• Material provided
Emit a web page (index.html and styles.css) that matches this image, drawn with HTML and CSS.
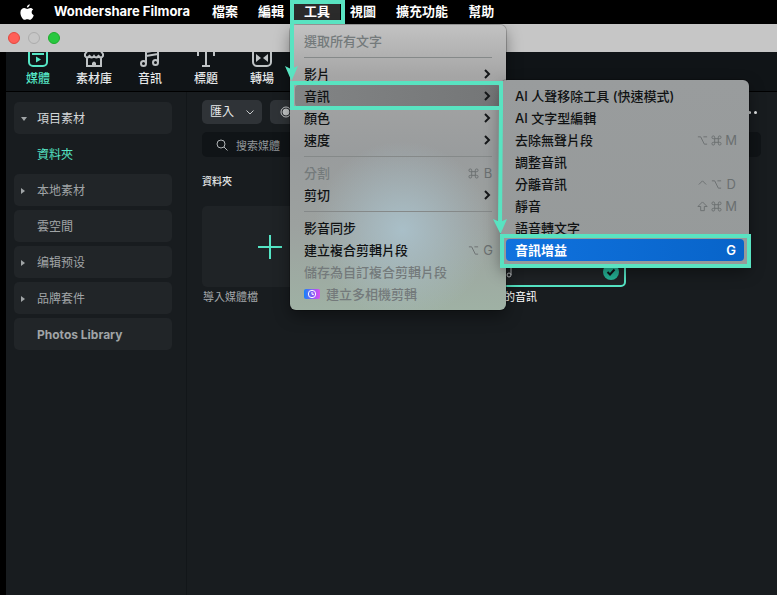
FILE: index.html
```html
<!DOCTYPE html>
<html lang="zh-Hant">
<head>
<meta charset="utf-8">
<title>Wondershare Filmora</title>
<link rel="stylesheet" href="styles.css">
</head>
<body>
<nav class="menubar">
  <svg class="apple" viewBox="0 0 14 17"><path d="M9.8 0.3C9.9 1.6 8.800 3.500 6.900 3.500C6.700 2.100 8 .5 9.800 .3ZM13.200 5.600C11 7 11.300 10.100 13.700 11.200C13.200 12.800 11.700 15.800 10 15.800C8.900 15.800 8.500 15.200 7.300 15.200C6.100 15.200 5.600 15.800 4.600 15.800C2.900 15.800 .4 12.200 .4 8.700C.4 5.600 2.400 4.100 4.300 4.100C5.500 4.100 6.400 4.900 7.200 4.900C8 4.900 9 4 10.500 4C11.500 4 12.600 4.600 13.200 5.600Z"/></svg>
  <button class="app-name">Wondershare Filmora</button>
  <button>檔案</button>
  <button>編輯</button>
  <div class="menu-host">
    <button class="open">工具</button>
    <div class="menu tools">
      <button class="row off">選取所有文字</button>
      <hr>
      <button class="row">影片<svg class="chev" viewBox="0 0 6 10"><path d="M1 1l4 4-4 4"/></svg></button>
      <div class="sub-host">
        <button class="row hover">音訊<svg class="chev" viewBox="0 0 6 10"><path d="M1 1l4 4-4 4"/></svg></button>
        <div class="menu audio">
          <button class="row">AI 人聲移除工具 (快速模式)</button>
          <button class="row">AI 文字型編輯</button>
          <button class="row">去除無聲片段<kbd><svg class="key" viewBox="0 0 12 12"><path d="M1 2h3l4 8h3M7 2h4"/></svg><svg class="key" viewBox="0 0 12 12"><path d="M4 4h4v4H4zM4 4H2.500A1.500 1.500 0 1 1 4 2.500zM8 4V2.500A1.500 1.500 0 1 1 9.500 4zM8 8h1.500A1.500 1.500 0 1 1 8 9.500zM4 8v1.500A1.500 1.500 0 1 1 2.500 8z"/></svg><span>M</span></kbd></button>
          <button class="row">調整音訊</button>
          <button class="row">分離音訊<kbd><svg class="key" viewBox="0 0 12 12"><path d="M2 6l4-4 4 4"/></svg><svg class="key" viewBox="0 0 12 12"><path d="M1 2h3l4 8h3M7 2h4"/></svg><span>D</span></kbd></button>
          <button class="row">靜音<kbd><svg class="key" viewBox="0 0 12 12"><path d="M6 1l5 5H8v4.500H4V6H1z"/></svg><svg class="key" viewBox="0 0 12 12"><path d="M4 4h4v4H4zM4 4H2.500A1.500 1.500 0 1 1 4 2.500zM8 4V2.500A1.500 1.500 0 1 1 9.500 4zM8 8h1.500A1.500 1.500 0 1 1 8 9.500zM4 8v1.500A1.500 1.500 0 1 1 2.500 8z"/></svg><span>M</span></kbd></button>
          <button class="row">語音轉文字</button>
          <button class="row selected">音訊增益<kbd><span>G</span></kbd></button>
        </div>
      </div>
      <button class="row">顏色<svg class="chev" viewBox="0 0 6 10"><path d="M1 1l4 4-4 4"/></svg></button>
      <button class="row">速度<svg class="chev" viewBox="0 0 6 10"><path d="M1 1l4 4-4 4"/></svg></button>
      <hr>
      <button class="row off">分割<kbd><svg class="key" viewBox="0 0 12 12"><path d="M4 4h4v4H4zM4 4H2.500A1.500 1.500 0 1 1 4 2.500zM8 4V2.500A1.500 1.500 0 1 1 9.500 4zM8 8h1.500A1.500 1.500 0 1 1 8 9.500zM4 8v1.500A1.500 1.500 0 1 1 2.500 8z"/></svg><span>B</span></kbd></button>
      <button class="row">剪切<svg class="chev" viewBox="0 0 6 10"><path d="M1 1l4 4-4 4"/></svg></button>
      <hr>
      <button class="row">影音同步</button>
      <button class="row">建立複合剪輯片段<kbd><svg class="key" viewBox="0 0 12 12"><path d="M1 2h3l4 8h3M7 2h4"/></svg><span>G</span></kbd></button>
      <button class="row off">儲存為自訂複合剪輯片段</button>
      <button class="row off"><svg class="multicam" viewBox="0 0 16 10"><defs><linearGradient id="mc"><stop stop-color="#1482fa"/><stop offset=".5" stop-color="#8060f5"/><stop offset="1" stop-color="#e04df0"/></linearGradient></defs><rect width="16" height="10" rx="2" fill="url(#mc)"/><circle cx="8" cy="5" r="3.700" fill="none" stroke="#fff"/><path d="M8 3v2.300h2" fill="none" stroke="#fff"/></svg>建立多相機剪輯</button>
    </div>
    <svg class="guides" viewBox="0 0 470 275">
      <g fill="none" stroke="#59e3c1" stroke-width="4">
        <path d="M2 2h51v20H2zM2 20v52M2 83h209v25H2zM211 106l-1 120M212 236h247v30H212z"/>
      </g>
      <path fill="#59e3c1" d="M-5 66l6 3 7-3-6.500 15zM203 219l7 3 7-3-6.500 15z"/>
    </svg>
  </div>
  <button>視圖</button>
  <button>擴充功能</button>
  <button>幫助</button>
</nav>
<header class="titlebar"><i class="light close"></i><i class="light"></i><i class="light zoom"></i></header>
<div class="app">
  <nav class="tabs">
    <button class="tab active"><svg viewBox="0 0 22 20"><rect x="2" y="1" width="18" height="17" rx="4"/><path d="M5 6h12"/><path class="solid" d="M9 8.500l5 3-5 3z"/></svg>媒體</button>
    <button class="tab"><svg viewBox="0 0 22 20"><path d="M4 9v9h14V9M5 2h12l3 4v2q-2 3-4.500 0Q13 11 11 8 9 11 6.500 8 4 11 2 8V6z"/><path class="solid" d="M9 18v-3q2-3 4 0v3z"/></svg>素材庫</button>
    <button class="tab"><svg viewBox="0 0 22 20"><path d="M7 15V4l12-2v12M7 8l12-2"/><circle cx="4.500" cy="15.500" r="2.500"/><circle cx="16.500" cy="14.500" r="2.500"/></svg>音訊</button>
    <button class="tab"><svg viewBox="0 0 22 20"><path d="M3 8V3h16v5M11 3v15M7 18h8"/></svg>標題</button>
    <button class="tab"><svg viewBox="0 0 22 20"><rect x="2" y="1" width="18" height="17" rx="4"/><path class="solid" d="M5 6l5 4-5 4zM17 6l-5 4 5 4z"/></svg>轉場</button>
  </nav>
  <div class="body">
    <aside class="sidebar">
      <button class="folder lit"><i class="tri down"></i>項目素材</button>
      <button class="folder current"><i class="tri none"></i>資料夾</button>
      <button class="folder"><i class="tri"></i>本地素材</button>
      <button class="folder"><i class="tri none"></i>雲空間</button>
      <button class="folder"><i class="tri"></i>编辑预设</button>
      <button class="folder"><i class="tri"></i>品牌套件</button>
      <button class="folder latin"><i class="tri none"></i>Photos Library</button>
    </aside>
    <main class="library">
      <div class="actions">
        <button class="chip">匯入<svg viewBox="0 0 8 5"><path d="M.5.500L4 4 7.500.500"/></svg></button>
        <button class="chip record" aria-label="錄製"><svg viewBox="0 0 12 12"><circle cx="6" cy="6" r="5"/><circle class="dot" cx="6" cy="6" r="3"/></svg></button>
        <button class="more" aria-label="更多"><i></i><i></i><i></i></button>
      </div>
      <label class="search"><svg viewBox="0 0 12 12"><circle cx="5" cy="5" r="4"/><path d="M8 8l3.500 3.500"/></svg><input type="text" placeholder="搜索媒體"></label>
      <h2>資料夾</h2>
      <div class="grid">
        <figure><div class="thumb add"><svg viewBox="0 0 24 24"><path d="M0 12h24M12 0v24"/></svg></div><figcaption>導入媒體檔</figcaption></figure>
        <figure></figure>
        <figure class="clip"><div class="thumb"><svg class="note" viewBox="0 0 8 10"><circle cx="3" cy="7" r="2"/><path d="M5 7V0"/></svg><svg class="check" viewBox="0 0 16 16"><circle cx="8" cy="8" r="8"/><path d="M4.500 8l2.500 2.500 4.500-5"/></svg></div><figcaption>我的音訊</figcaption></figure>
      </div>
    </main>
  </div>
</div>
</body>
</html>
```
FILE: styles.css
```css
* { box-sizing: border-box; }
body {
  margin: 0;
  min-height: 100vh;
  display: flex;
  flex-direction: column;
  background: #000;
  color: #e6e8e9;
  font: 12px/16px Inter, "Noto Sans CJK TC", sans-serif;
  overflow: hidden;
}
button { margin: 0; padding: 0; border: 0; background: none; color: inherit; font: inherit; text-align: left; white-space: nowrap; }
svg { flex: none; overflow: visible; }

.menubar { display: flex; align-items: center; height: 24px; padding-left: 20px; font-size: 13px; font-weight: 700; color: #fff; }
.menubar > button { padding: 0 10px 2px; }
.menubar > .app-name { padding-right: 12px; }
.apple { width: 14px; height: 17px; margin-right: 10px; fill: #fff; }
.menu-host { position: relative; height: 24px; padding: 3px 0; }
.open { padding: 0 10px 2px; background: #2b2b2b; }

.menu { position: absolute; z-index: 2; padding: 5px; border-radius: 6px; color: #101213; font-weight: 500; box-shadow: 0 0 0 1px #0003, 0 6px 16px #0006; }
.tools {
  top: 25px; left: -4px; width: 216px;
  background: radial-gradient(circle at 52% 72%, #a9bfc8 0, #a9bfc800 38%), linear-gradient(#c2c2c2 0, #a5a5a5 18%, #999c9d 45%, #9ca19f 70%, #9fb1a4 100%);
}
.audio { top: -5px; left: 206px; width: 248px; background: linear-gradient(#999c9d, #969a9a); }
.row { display: flex; align-items: center; width: 100%; height: 22px; padding: 0 9px; border-radius: 4px; }
.row.off { color: #747a7b; }
.row.hover { background: linear-gradient(90deg, #828485, #747677); }
.row.selected { background: linear-gradient(90deg, #1072de, #0864c9); color: #fff; font-weight: 700; }
.menu hr { height: 1px; margin: 5px 9px; border: 0; background: #858989; }
.chev { width: 6px; height: 10px; margin-left: auto; margin-right: 2px; fill: none; stroke: #151719; stroke-width: 2; }
kbd { display: flex; align-items: center; gap: 3px; margin-left: auto; margin-right: -2px; font: inherit; font-weight: 400; color: #6a6f70; }
.key { width: 11px; height: 11px; fill: none; stroke: currentColor; }
kbd span { width: 12px; text-align: center; }
.selected kbd { color: #fff; font-weight: 600; }
.sub-host { position: relative; }
.multicam { width: 16px; height: 10px; margin-right: 6px; }
.guides { position: absolute; z-index: 3; top: 0; left: -4px; width: 470px; height: 275px; pointer-events: none; }

.titlebar { display: flex; align-items: center; gap: 8px; height: 28px; padding-left: 8px; background: #c6c6c6; }
.light { width: 12px; height: 12px; border: 1px solid #acacac; border-radius: 50%; }
.close { background: #ff5f57; border-color: #e2483f; }
.zoom { background: #28c840; border-color: #1dac2c; }

.app { flex: 1; display: flex; flex-direction: column; margin-left: 6px; background: #181c1f; }
.tabs { display: flex; height: 40px; padding-left: 4px; background: #101417; border-bottom: 1px solid #000; overflow: hidden; }
.tab { display: flex; flex-direction: column; align-items: center; gap: 3px; width: 56px; margin-top: -4px; font-weight: 500; }
.tab svg { width: 22px; height: 20px; fill: none; stroke: #bfc3c5; stroke-width: 2; }
.tab .solid { fill: #bfc3c5; stroke: none; }
.tab.active { color: #55e5c5; }
.tab.active svg { stroke: #55e5c5; }
.tab.active .solid { fill: #55e5c5; }

.body { flex: 1; display: flex; }
.sidebar { display: flex; flex-direction: column; gap: 4px; width: 181px; padding: 10px 14px 0 8px; border-right: 1px solid #121619; }
.folder { display: flex; align-items: center; height: 32px; padding: 2px 0 0 7px; border-radius: 5px; background: #212528; color: #a0a4a6; }
.folder.lit { color: #d3d6d7; }
.folder.current { background: none; color: #55e5c5; }
.folder.latin { font-weight: 700; }
.tri { width: 6px; margin-right: 10px; border: solid transparent; border-width: 3px 0 3px 4px; border-left-color: #a0a4a6; }
.tri.down { border-width: 4px 3px 0; border-color: #a0a4a6 transparent; }
.tri.none { border-color: transparent; }

.library { flex: 1; min-width: 0; padding: 8px 16px 0 15px; }
.actions { display: flex; gap: 8px; }
.chip { display: flex; align-items: center; gap: 12px; height: 24px; padding: 0 8px; border-radius: 5px; background: #2f3337; }
.chip svg { width: 8px; height: 5px; fill: none; stroke: #c6c9ca; }
.record { padding: 0 10px; }
.record svg { width: 12px; height: 12px; }
.record .dot { fill: #c6c9ca; }
.more { display: flex; align-items: center; gap: 3px; margin-left: auto; padding-right: 4px; }
.more i { width: 3px; height: 3px; border-radius: 50%; background: #e6e8e9; }
.search { display: flex; align-items: center; gap: 8px; height: 25px; margin-top: 8px; padding-left: 14px; border-radius: 5px; background: #101417; }
.search svg { width: 12px; height: 12px; fill: none; stroke: #b0b4b6; }
.search input { flex: 1; padding: 2px 0 0; border: 0; background: none; font: inherit; font-size: 11px; color: inherit; }
.search ::placeholder { color: #92979a; opacity: 1; }
h2 { margin: 16px 0 17px; font-size: 10px; line-height: 16px; font-weight: 500; }
.grid { display: grid; grid-template-columns: repeat(auto-fill, 136px); gap: 8px; }
figure { margin: 0; }
.thumb { display: flex; align-items: center; justify-content: center; height: 81px; border-radius: 5px; background: #1f2326; }
.add svg { width: 24px; height: 24px; stroke: #55e5c5; stroke-width: 2; }
figcaption { margin-top: 2px; padding-left: 1px; font-size: 11px; line-height: 16px; color: #a5a9ab; }
.clip .thumb { border: 2px solid #55e5c5; align-items: flex-end; justify-content: space-between; padding: 5px 5px 5px 14px; }
.note { width: 8px; height: 14px; fill: none; stroke: #c6c9ca; }
.check { width: 16px; height: 16px; fill: #25b497; }
.check path { fill: none; stroke: #101417; stroke-width: 2; }
.clip figcaption { padding-left: 3px; color: #fff; }
```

• Prompt
Find the lines above that include the string "styles" and copy them.

• Solution for this task
Emit a web page (index.html and styles.css) that matches this image, drawn with HTML and CSS.
<link rel="stylesheet" href="styles.css">
FILE: styles.css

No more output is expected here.